(Photo: Vlad Tchompalov/Unsplash)
Self-driving vehicles currently rely on a mix of cameras, radar, and LiDAR to ensure they have all the data they need to safely navigate. However, Tesla intends to rely solely on cameras eventually by using a neural network to achieve vision-only autonomous driving.
Such a system is highly desirable for a number of reasons. The most obvious is the fact it cuts down on the amount of technology required per vehicle, which reduces both cost and weight. And as Tesla CEO Elon Musk pointed out back in April on Twitter, “Vision has much more precision, so better to double down on vision than do sensor fusion.”
Using vision-only requires a lot of training, however, and that’s where Dojo comes in. As TechCrunch reports, Dojo is a neural network training computer Tesla intends to use to process the “vast amounts of video data” required to train such a self-driving system. The problem is, Dojo doesn’t exist yet, but Tesla just revealed the supercomputer it intends to use as Dojo’s prototype. According to Andrej Karpathy, Director of AI at Tesla, the supercomputer consists of 5,760 GPUs offering 1.8 FLOPS (exaFLOPS) of performance and supported by 10 petabytes of NVMe storage with a connection speed of 1.6 TBps.
During a workshop talk on Autonomous Driving at CVPR 2021, Karpathy explained how the LiDAR approach relies on a HD map being created beforehand and then localizing to that map when driving around. Tesla’s approach does everything locally, relying on the video feed from eight cameras mounted on the vehicle. Karpathy says it’s the much more difficult approach, but it’s also much more scalable than the LiDAR + HD map alternative because you simply can’t update the map data quickly enough.
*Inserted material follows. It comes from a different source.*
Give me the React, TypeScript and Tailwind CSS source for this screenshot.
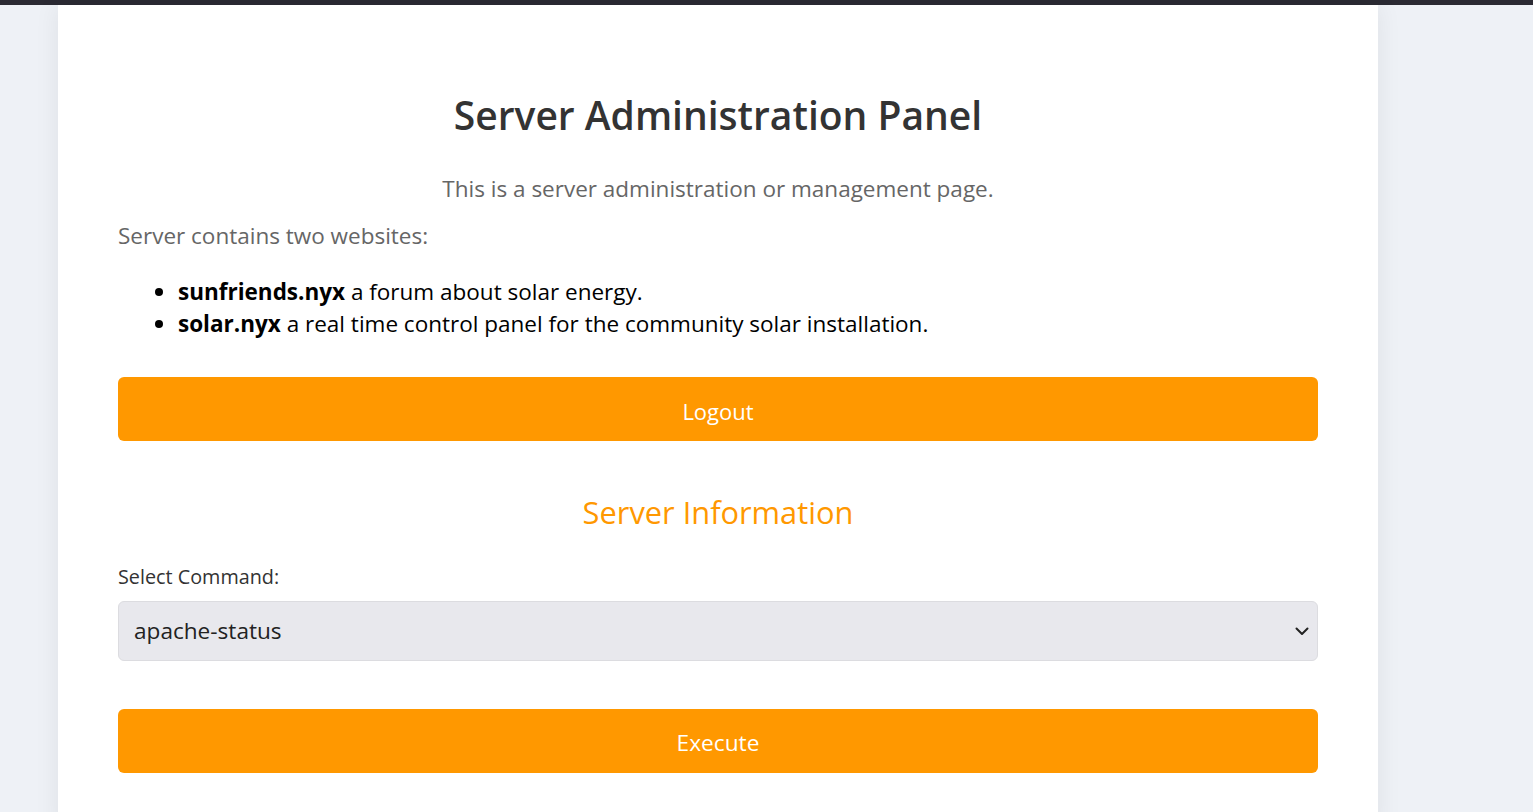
import React from "react";

export default function App() {
  return (
    <div className="min-h-screen bg-[#eef1f6]" style={{ fontFamily: '"Open Sans", "Noto Sans", sans-serif' }}>
      <div className="h-[5px] bg-[#2b2a33]" />
      <div className="ml-[58px] w-[1320px] bg-white px-[60px] pt-[86px] pb-[60px] shadow-[0_0_24px_rgba(0,0,0,0.07)] min-h-[807px]">
        <h1 className="text-center text-[39px] leading-[48px] font-semibold text-[#333333]">Server Administration Panel</h1>
        <p className="mt-[35px] text-center text-[22.5px] leading-[30px] text-[#666666]">This is a server administration or management page.</p>
        <p className="mt-[17px] text-[22.5px] leading-[30px] text-[#666666]">Server contains two websites:</p>
        <ul className="mt-[25px] list-disc pl-[60px] text-[22.5px] leading-[32px] text-black">
          <li><b className="font-bold">sunfriends.nyx</b> a forum about solar energy.</li>
          <li><b className="font-bold">solar.nyx</b> a real time control panel for the community solar installation.</li>
        </ul>
        <button className="mt-[37px] flex h-[64px] w-full items-center justify-center rounded-[6px] bg-[#ff9800] pt-[5px] text-[22px] text-white">Logout</button>
        <h2 className="mt-[51px] text-center text-[30.8px] leading-[40px] text-[#ff9800]">Server Information</h2>
        <label className="mt-[33px] block text-[19.8px] leading-[24px] text-[#333333]">Select Command:</label>
        <div className="mt-[12px] flex h-[60px] w-full items-center justify-between rounded-[6px] border border-[#dcdce0] bg-[#e8e8ed] pl-[15px] pr-[8px]">
          <span className="text-[22.6px] text-[#222222]">apache-status</span>
          <svg width="14" height="10" viewBox="0 0 14 10" fill="none">
            <path d="M1.5 2.5l5.5 5.5 5.5-5.5" stroke="#222" strokeWidth="2" strokeLinecap="round" strokeLinejoin="round" />
          </svg>
        </div>
        <button className="mt-[48px] flex h-[64px] w-full items-center justify-center rounded-[6px] bg-[#ff9800] pt-[4px] text-[22.7px] text-white">Execute</button>
      </div>
    </div>
  );
}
Tesla’s solution is already advanced enough that the cameras do most of the heavy lifting and Karpathy confirmed cars started shipping three weeks ago without radar. The workshop video (start watching at the eight hour mark) shows you footage of the eight cameras Tesla relies on for the autonomous system. Now all Tesla needs to do is record lots of driving videos, store petabytes of data, and train its system to be competent and safe enough for all vehicles.